By Stephanie Sical
Netflix’s “Whose Vote Counts, Explained” is a three-part mini-series that explains the history and injustices of elections in the United States. The mini-series focuses on how the voting system works and what can be done to fix the flaws that haunt it. The series is part of the larger Explained franchise produced by Vox Media Studios.
High-profile celebrities like Leonardo DiCaprio, Selena Gomez and John Legend narrated a few episodes because they liked its message. In each episode topics like voter suppression, campaign spending and how the system seems to give some groups less powers than others are talked about. The show combines detailed and easy to understand graphics with interviews with politicians, historians, activists and others to provide more in depth information on the topics being discussed.
The mini-series does a great job of connecting the history of voting and elections in America to issues still present in our electoral system, like why Americans vote at a much lower rate than most other developed countries. One of the most common reasons given is people don’t think their vote matters. Vox does an outstanding job of explaining the history of voting and how back when the U.S. Constitution was written, only white, property-owning males were allowed to vote. The voting pool expanded when the Fifteenth Amendment was passed in 1870 allowing black men to vote and in 1920 when the Nineteenth Amendment was passed women were allowed to vote as well. In 1971, the Twenty-Sixth Amendment was passed, lowering the voting age from 21 to 18.

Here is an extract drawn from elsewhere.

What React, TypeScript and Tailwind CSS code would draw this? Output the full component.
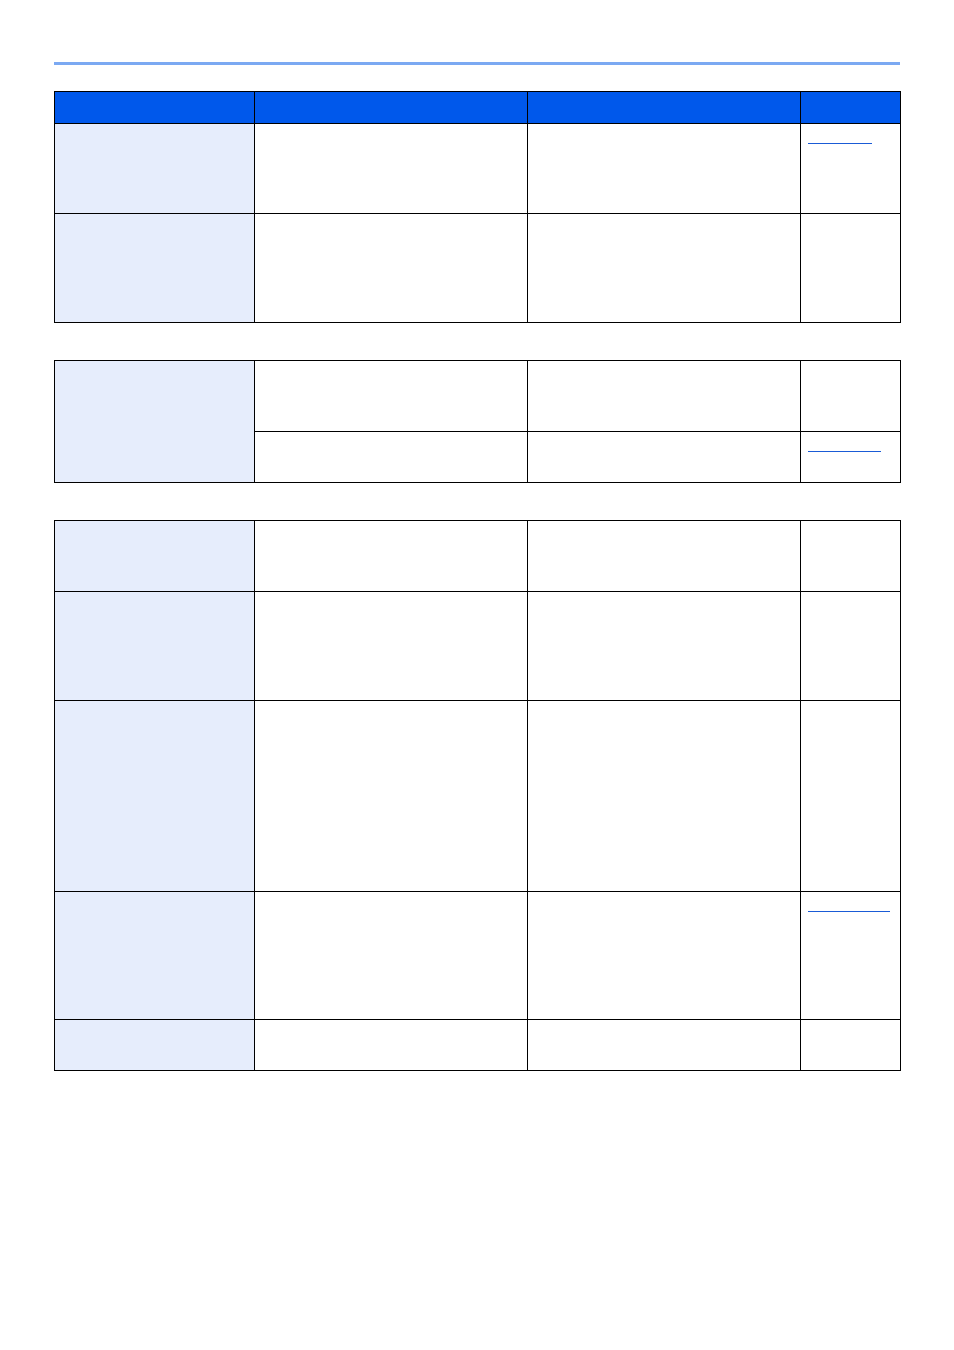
const border = 'border-black';

type Row = { h: string; link?: string };

function Link({ w }: { w: string }) {
  return <div className={`h-px bg-[#1a5bd6] ${w}`} />;
}

function PlainRow({ row }: { row: Row }) {
  return (
    <div className={`flex ${row.h}`}>
      <div className={`w-[200px] border-l border-t ${border} bg-[#e6edfc]`} />
      <div className={`w-[273px] border-l border-t ${border}`} />
      <div className={`w-[273px] border-l border-t ${border}`} />
      <div className={`w-[100px] border-l border-t ${border} pl-[7px]`}>
        {row.link && <div className={row.link.split(' ')[0]}><Link w={row.link.split(' ')[1]} /></div>}
      </div>
    </div>
  );
}

export default function App() {
  return (
    <div className="w-[954px] h-[1350px] bg-white" style={{ fontFamily: '"Liberation Sans", Arial, sans-serif' }}>
      <div className="pt-[62px] px-[54px]">
        <div className="h-[3px] w-[846px] bg-[#7ba9f2]" />
      </div>

      <div className="ml-[54px] mt-[26px] w-[847px] border-r border-b border-black">
        <div className="flex h-[32px]">
          <div className="w-[200px] border-l border-t border-black bg-[#0058eb]" />
          <div className="w-[273px] border-l border-t border-black bg-[#0058eb]" />
          <div className="w-[273px] border-l border-t border-black bg-[#0058eb]" />
          <div className="w-[100px] border-l border-t border-black bg-[#0058eb]" />
        </div>
        <PlainRow row={{ h: 'h-[90px]', link: 'pt-[19px] w-[64px]' }} />
        <PlainRow row={{ h: 'h-[109px]' }} />
      </div>

      <div className="ml-[54px] mt-[37px] w-[847px] border-r border-b border-black flex">
        <div className="w-[200px] border-l border-t border-black bg-[#e6edfc]" />
        <div className="flex flex-col">
          <div className="flex h-[71px]">
            <div className="w-[273px] border-l border-t border-black" />
            <div className="w-[273px] border-l border-t border-black" />
            <div className="w-[100px] border-l border-t border-black" />
          </div>
          <div className="flex h-[51px]">
            <div className="w-[273px] border-l border-t border-black" />
            <div className="w-[273px] border-l border-t border-black" />
            <div className="w-[100px] border-l border-t border-black pl-[7px] pt-[19px]">
              <Link w="w-[73px]" />
            </div>
          </div>
        </div>
      </div>

      <div className="ml-[54px] mt-[37px] w-[847px] border-r border-b border-black">
        <PlainRow row={{ h: 'h-[71px]' }} />
        <PlainRow row={{ h: 'h-[109px]' }} />
        <PlainRow row={{ h: 'h-[191px]' }} />
        <PlainRow row={{ h: 'h-[128px]', link: 'pt-[19px] w-[82px]' }} />
        <PlainRow row={{ h: 'h-[51px]' }} />
      </div>
    </div>
  );
}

The documentary featured people of different political parties like New York Representative Alexandria Ocasio-Cortez and former Ohio Governor John Kasich. While both individuals have different ideologies, they both believe in the right for all Americans to vote and to make voting an easy process.
There is a moderate amount of violent and scary content as historical events are discussed. There are videos and pictures of police brutality against African American people, but it’s not graphic. Upsetting news stories are mentioned, but footage itself is not scary. For example, during the segment about the Sandy Hook shooting, the footage shows adults crying. Sex is not a focus, but in one episode a fleeting and obscured cartoon image of male genitalia is shown as the narrator says “adult content.” The overall idea of the series is that the election process in the U.S. is broken and disproportionately affects non-White Americans.
“Whose Vote Counts, Explained” gives viewers a history lesson on American franchisement along with an illustration of what is taking place in America today. The genius editing and celebrity narration help communicate a complex topic like voter rights to a younger audience. The mini-series is not the only project that dives deep into the U.S. voting system. Hollywood celebrities have been coming out to encourage people to vote lately, with “register to vote” posts on social media platforms. It’s clear that there’s a more collective and concerted effort than ever to get people to the polls and hopefully, change things.